**What the exercise asks:** Write out the material exactly, with the pictures left out.

**Supplied data:**
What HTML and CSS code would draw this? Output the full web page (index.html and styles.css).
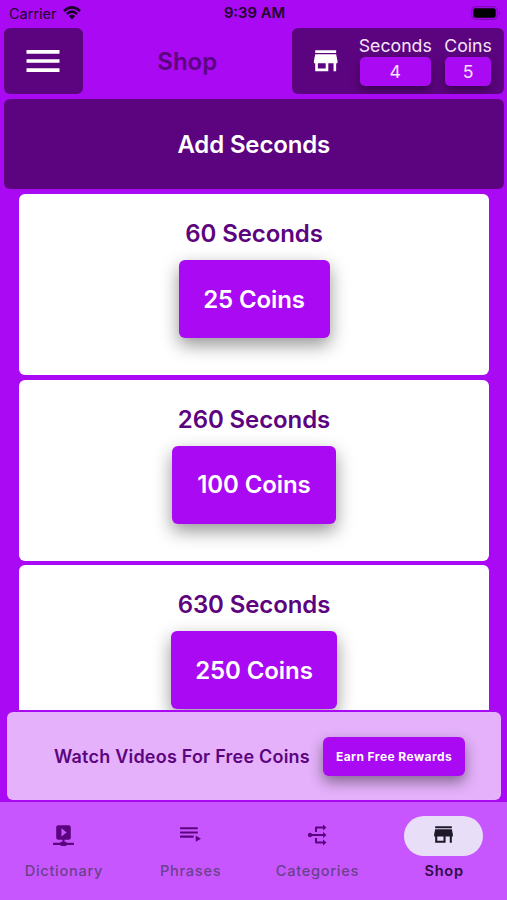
FILE: index.html
```html
<!DOCTYPE html>
<html lang="en">
<head>
<meta charset="utf-8">
<title>Shop</title>
<link rel="stylesheet" href="styles.css">
</head>
<body>
<div class="app">
  <div class="status">
    <div class="carrier"><span>Carrier</span>
      <svg class="wifi" viewBox="0 0 18 14"><path d="M1 5.100Q9-2.300 17 5.100M3.800 8Q9 3.400 14.200 8" fill="none" stroke="currentColor" stroke-width="2.600"/><path d="M5.800 10Q9 7.400 12.200 10L9 13.400z" fill="currentColor"/></svg>
    </div>
    <div class="time">9:39 AM</div>
    <div class="power"><svg class="battery" viewBox="0 0 30 14"><rect x=".7" y=".7" width="25.600" height="12.600" rx="4" fill="none" stroke="#7f08b8" stroke-width="1.200"/><rect x="2.300" y="2.300" width="22.400" height="9.400" rx="2.200"/><path d="M27.800 5v4q1.600-.6 1.600-2t-1.600-2" fill="#7f08b8"/></svg></div>
  </div>
  <header class="header">
    <div class="menu"><svg viewBox="0 0 24 24"><path d="M3 6h18v2H3zM3 11h18v2H3zM3 16h18v2H3z"/></svg></div>
    <h1 class="title">Shop</h1>
    <div class="wallet">
      <svg class="store" viewBox="0 0 24 24"><path d="M20 4H4v2h16V4zm1 10v-2l-1-5H4l-1 5v2h1v6h10v-6h4v6h2v-6h1zm-9 4H6v-4h6v4z"/></svg>
      <div class="stat seconds"><span>Seconds</span><b>4</b></div>
      <div class="stat coins"><span>Coins</span><b>5</b></div>
    </div>
  </header>
  <div class="banner"><span>Add Seconds</span></div>
  <main class="list">
    <section class="card"><h2>60 Seconds</h2><button class="buy b25">25 Coins</button></section>
    <section class="card"><h2>260 Seconds</h2><button class="buy b100">100 Coins</button></section>
    <section class="card"><h2>630 Seconds</h2><button class="buy b250">250 Coins</button></section>
  </main>
  <div class="rewards"><span>Watch Videos For Free Coins</span><button class="earn">Earn Free Rewards</button></div>
  <nav class="tabs">
    <div class="tab"><i><svg viewBox="0 0 24 24"><path d="M17 3a2 2 0 0 1 2 2v10a2 2 0 0 1-2 2h-4v2h1a1 1 0 0 1 1 1h7v2h-7a1 1 0 0 1-1 1h-4a1 1 0 0 1-1-1H2v-2h7a1 1 0 0 1 1-1h1v-2H7a2 2 0 0 1-2-2V5a2 2 0 0 1 2-2h10m-7 3v8l5-4z"/></svg></i><span>Dictionary</span></div>
    <div class="tab"><i><svg viewBox="0 0 24 24"><path d="M19 9H2v2h17V9m0-4H2v2h17V5M2 15h13v-2H2v2m15-2v6l5-3z"/></svg></i><span>Phrases</span></div>
    <div class="tab"><i><svg viewBox="0 0 24 24"><path d="M5 12h14M11 9V4.500h8M11 15v4.500h8" fill="none" stroke="currentColor" stroke-width="2" stroke-linejoin="round"/><circle cx="5" cy="12" r="2.200"/><path d="M18 1.500v6l3.500-3zM18 9v6l3.500-3zM18 16.500v6l3.500-3z"/></svg></i><span>Categories</span></div>
    <div class="tab active"><i><svg viewBox="0 0 24 24"><path d="M20 4H4v2h16V4zm1 10v-2l-1-5H4l-1 5v2h1v6h10v-6h4v6h2v-6h1zm-9 4H6v-4h6v4z"/></svg></i><span>Shop</span></div>
  </nav>
</div>
</body>
</html>
```
FILE: styles.css
```css
* { box-sizing: border-box; }
body { margin: 0; font-family: Inter, "Liberation Sans", sans-serif; background: #a90af3; }
svg { display: block; fill: currentColor; }
h1, h2 { margin: 0; }
button { border: 0; padding: 0; font-family: inherit; color: #fff; background: #a90af3; display: block; }
.app { width: 507px; height: 900px; overflow: hidden; display: flex; flex-direction: column; }
.status { height: 28px; flex: none; display: grid; grid-template-columns: 1fr auto 1fr; align-items: center; color: #1c0329; font-size: 14.500px; padding: 0 6px 2px 9px; }
.carrier { display: flex; align-items: center; gap: 6px; }
.wifi { width: 18px; height: 14px; }
.time { font-weight: 600; font-size: 14.800px; margin-right: 1px; }
.power { display: flex; justify-content: flex-end; color: #000; }
.battery { width: 30px; height: 14px; }
.header { height: 66px; flex: none; display: flex; margin: 0 3px 0 3.500px; justify-content: space-between; }
.menu { width: 79px; border-radius: 6px; background: #5c047f; color: #fff; display: flex; align-items: center; justify-content: center; }
.menu svg { width: 44px; height: 44px; }
.title { width: 209px; text-align: center; line-height: 67px; font-size: 24px; font-weight: 600; color: #5c047f; }
.wallet { width: 212px; border-radius: 6px; background: #5c047f; color: #fff; display: flex; padding: 8px 12px 0 18px; overflow: hidden; }
.store { width: 31.500px; height: 31.500px; margin-top: 9px; }
.stat { display: flex; flex-direction: column; align-items: center; text-align: center; font-size: 17.700px; line-height: 20px; color: #f6e4fd; }
.stat b { font-weight: 400; height: 29px; line-height: 30px; margin-top: 1px; border-radius: 5px; background: #a90af3; box-shadow: 0 5px 10px rgba(0,0,0,.35); }
.seconds { width: 74px; margin-left: 17px; }
.seconds b { width: 71px; }
.coins { width: 48px; margin-left: 12px; }
.coins b { width: 46px; }
.banner { flex: none; height: 90.500px; margin: 4.500px 3px 0 3.500px; padding-top: 1px; border-radius: 6px; background: #5c047f; color: #fff; font-size: 24px; font-weight: 600; letter-spacing: -.15px; display: flex; align-items: center; justify-content: center; }
.list { flex: none; height: 520.500px; padding: 5px 18px 0 19px; overflow: hidden; display: flex; flex-direction: column; gap: 4.700px; }
.card { flex: none; height: 181px; border-radius: 6px; background: #fff; display: flex; flex-direction: column; align-items: center; }
.card h2 { margin-top: 25px; line-height: 30px; font-size: 24px; font-weight: 600; letter-spacing: -.1px; color: #5c047f; }
.buy { height: 78px; margin-top: 11px; border-radius: 6px; font-size: 24px; font-weight: 600; letter-spacing: -.1px; box-shadow: 0 7px 18px rgba(0,0,0,.42); }
.b25 { width: 151px; }
.b100 { width: 164px; }
.b250 { width: 166px; }
.rewards { flex: none; height: 88px; margin: 2.500px 6px 0 7px; border-radius: 6px; background: #e4b1fa; color: #5c047f; display: flex; align-items: center; padding-left: 47px; font-size: 18px; font-weight: 600; letter-spacing: .21px; white-space: nowrap; }
.rewards span { width: 269px; }
.earn { width: 142px; height: 39px; border-radius: 6px; font-size: 12px; font-weight: 700; letter-spacing: .43px; box-shadow: 0 6px 14px rgba(0,0,0,.42); }
.tabs { flex: 1; margin-top: 2px; background: #c856ff; display: grid; grid-template-columns: repeat(4, 1fr); }
.tab { display: flex; flex-direction: column; align-items: center; padding-top: 14px; color: #5c047f; }
.tab i { width: 79px; height: 40px; border-radius: 20px; display: flex; align-items: center; justify-content: center; }
.tab svg { width: 25px; height: 25px; margin-top: -3px; }
.tab span { margin-top: 5px; line-height: 20px; font-size: 14.600px; font-weight: 500; letter-spacing: .7px; margin-left: 1px; color: #68418a; }
.tab:nth-child(3) svg { width: 24px; height: 24px; }
.active { color: #1d192b; }
.active i { background: #e8def8; }
.tab.active span { color: #310c45; font-weight: 600; }
```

**Full solution:**
What HTML and CSS code would draw this? Output the full web page (index.html and styles.css).
FILE: index.html
```html
<!DOCTYPE html>
<html lang="en">
<head>
<meta charset="utf-8">
<title>Shop</title>
<link rel="stylesheet" href="styles.css">
</head>
<body>
<div class="app">
  <div class="status">
    <div class="carrier"><span>Carrier</span>
      <svg class="wifi" viewBox="0 0 18 14"><path d="M1 5.100Q9-2.300 17 5.100M3.800 8Q9 3.400 14.200 8" fill="none" stroke="currentColor" stroke-width="2.600"/><path d="M5.800 10Q9 7.400 12.200 10L9 13.400z" fill="currentColor"/></svg>
    </div>
    <div class="time">9:39 AM</div>
    <div class="power"><svg class="battery" viewBox="0 0 30 14"><rect x=".7" y=".7" width="25.600" height="12.600" rx="4" fill="none" stroke="#7f08b8" stroke-width="1.200"/><rect x="2.300" y="2.300" width="22.400" height="9.400" rx="2.200"/><path d="M27.800 5v4q1.600-.6 1.600-2t-1.600-2" fill="#7f08b8"/></svg></div>
  </div>
  <header class="header">
    <div class="menu"><svg viewBox="0 0 24 24"><path d="M3 6h18v2H3zM3 11h18v2H3zM3 16h18v2H3z"/></svg></div>
    <h1 class="title">Shop</h1>
    <div class="wallet">
      <svg class="store" viewBox="0 0 24 24"><path d="M20 4H4v2h16V4zm1 10v-2l-1-5H4l-1 5v2h1v6h10v-6h4v6h2v-6h1zm-9 4H6v-4h6v4z"/></svg>
      <div class="stat seconds"><span>Seconds</span><b>4</b></div>
      <div class="stat coins"><span>Coins</span><b>5</b></div>
    </div>
  </header>
  <div class="banner"><span>Add Seconds</span></div>
  <main class="list">
    <section class="card"><h2>60 Seconds</h2><button class="buy b25">25 Coins</button></section>
    <section class="card"><h2>260 Seconds</h2><button class="buy b100">100 Coins</button></section>
    <section class="card"><h2>630 Seconds</h2><button class="buy b250">250 Coins</button></section>
  </main>
  <div class="rewards"><span>Watch Videos For Free Coins</span><button class="earn">Earn Free Rewards</button></div>
  <nav class="tabs">
    <div class="tab"><i><svg viewBox="0 0 24 24"><path d="M17 3a2 2 0 0 1 2 2v10a2 2 0 0 1-2 2h-4v2h1a1 1 0 0 1 1 1h7v2h-7a1 1 0 0 1-1 1h-4a1 1 0 0 1-1-1H2v-2h7a1 1 0 0 1 1-1h1v-2H7a2 2 0 0 1-2-2V5a2 2 0 0 1 2-2h10m-7 3v8l5-4z"/></svg></i><span>Dictionary</span></div>
    <div class="tab"><i><svg viewBox="0 0 24 24"><path d="M19 9H2v2h17V9m0-4H2v2h17V5M2 15h13v-2H2v2m15-2v6l5-3z"/></svg></i><span>Phrases</span></div>
    <div class="tab"><i><svg viewBox="0 0 24 24"><path d="M5 12h14M11 9V4.500h8M11 15v4.500h8" fill="none" stroke="currentColor" stroke-width="2" stroke-linejoin="round"/><circle cx="5" cy="12" r="2.200"/><path d="M18 1.500v6l3.500-3zM18 9v6l3.500-3zM18 16.500v6l3.500-3z"/></svg></i><span>Categories</span></div>
    <div class="tab active"><i><svg viewBox="0 0 24 24"><path d="M20 4H4v2h16V4zm1 10v-2l-1-5H4l-1 5v2h1v6h10v-6h4v6h2v-6h1zm-9 4H6v-4h6v4z"/></svg></i><span>Shop</span></div>
  </nav>
</div>
</body>
</html>
```
FILE: styles.css
```css
* { box-sizing: border-box; }
body { margin: 0; font-family: Inter, "Liberation Sans", sans-serif; background: #a90af3; }
svg { display: block; fill: currentColor; }
h1, h2 { margin: 0; }
button { border: 0; padding: 0; font-family: inherit; color: #fff; background: #a90af3; display: block; }
.app { width: 507px; height: 900px; overflow: hidden; display: flex; flex-direction: column; }
.status { height: 28px; flex: none; display: grid; grid-template-columns: 1fr auto 1fr; align-items: center; color: #1c0329; font-size: 14.500px; padding: 0 6px 2px 9px; }
.carrier { display: flex; align-items: center; gap: 6px; }
.wifi { width: 18px; height: 14px; }
.time { font-weight: 600; font-size: 14.800px; margin-right: 1px; }
.power { display: flex; justify-content: flex-end; color: #000; }
.battery { width: 30px; height: 14px; }
.header { height: 66px; flex: none; display: flex; margin: 0 3px 0 3.500px; justify-content: space-between; }
.menu { width: 79px; border-radius: 6px; background: #5c047f; color: #fff; display: flex; align-items: center; justify-content: center; }
.menu svg { width: 44px; height: 44px; }
.title { width: 209px; text-align: center; line-height: 67px; font-size: 24px; font-weight: 600; color: #5c047f; }
.wallet { width: 212px; border-radius: 6px; background: #5c047f; color: #fff; display: flex; padding: 8px 12px 0 18px; overflow: hidden; }
.store { width: 31.500px; height: 31.500px; margin-top: 9px; }
.stat { display: flex; flex-direction: column; align-items: center; text-align: center; font-size: 17.700px; line-height: 20px; color: #f6e4fd; }
.stat b { font-weight: 400; height: 29px; line-height: 30px; margin-top: 1px; border-radius: 5px; background: #a90af3; box-shadow: 0 5px 10px rgba(0,0,0,.35); }
.seconds { width: 74px; margin-left: 17px; }
.seconds b { width: 71px; }
.coins { width: 48px; margin-left: 12px; }
.coins b { width: 46px; }
.banner { flex: none; height: 90.500px; margin: 4.500px 3px 0 3.500px; padding-top: 1px; border-radius: 6px; background: #5c047f; color: #fff; font-size: 24px; font-weight: 600; letter-spacing: -.15px; display: flex; align-items: center; justify-content: center; }
.list { flex: none; height: 520.500px; padding: 5px 18px 0 19px; overflow: hidden; display: flex; flex-direction: column; gap: 4.700px; }
.card { flex: none; height: 181px; border-radius: 6px; background: #fff; display: flex; flex-direction: column; align-items: center; }
.card h2 { margin-top: 25px; line-height: 30px; font-size: 24px; font-weight: 600; letter-spacing: -.1px; color: #5c047f; }
.buy { height: 78px; margin-top: 11px; border-radius: 6px; font-size: 24px; font-weight: 600; letter-spacing: -.1px; box-shadow: 0 7px 18px rgba(0,0,0,.42); }
.b25 { width: 151px; }
.b100 { width: 164px; }
.b250 { width: 166px; }
.rewards { flex: none; height: 88px; margin: 2.500px 6px 0 7px; border-radius: 6px; background: #e4b1fa; color: #5c047f; display: flex; align-items: center; padding-left: 47px; font-size: 18px; font-weight: 600; letter-spacing: .21px; white-space: nowrap; }
.rewards span { width: 269px; }
.earn { width: 142px; height: 39px; border-radius: 6px; font-size: 12px; font-weight: 700; letter-spacing: .43px; box-shadow: 0 6px 14px rgba(0,0,0,.42); }
.tabs { flex: 1; margin-top: 2px; background: #c856ff; display: grid; grid-template-columns: repeat(4, 1fr); }
.tab { display: flex; flex-direction: column; align-items: center; padding-top: 14px; color: #5c047f; }
.tab i { width: 79px; height: 40px; border-radius: 20px; display: flex; align-items: center; justify-content: center; }
.tab svg { width: 25px; height: 25px; margin-top: -3px; }
.tab span { margin-top: 5px; line-height: 20px; font-size: 14.600px; font-weight: 500; letter-spacing: .7px; margin-left: 1px; color: #68418a; }
.tab:nth-child(3) svg { width: 24px; height: 24px; }
.active { color: #1d192b; }
.active i { background: #e8def8; }
.tab.active span { color: #310c45; font-weight: 600; }
```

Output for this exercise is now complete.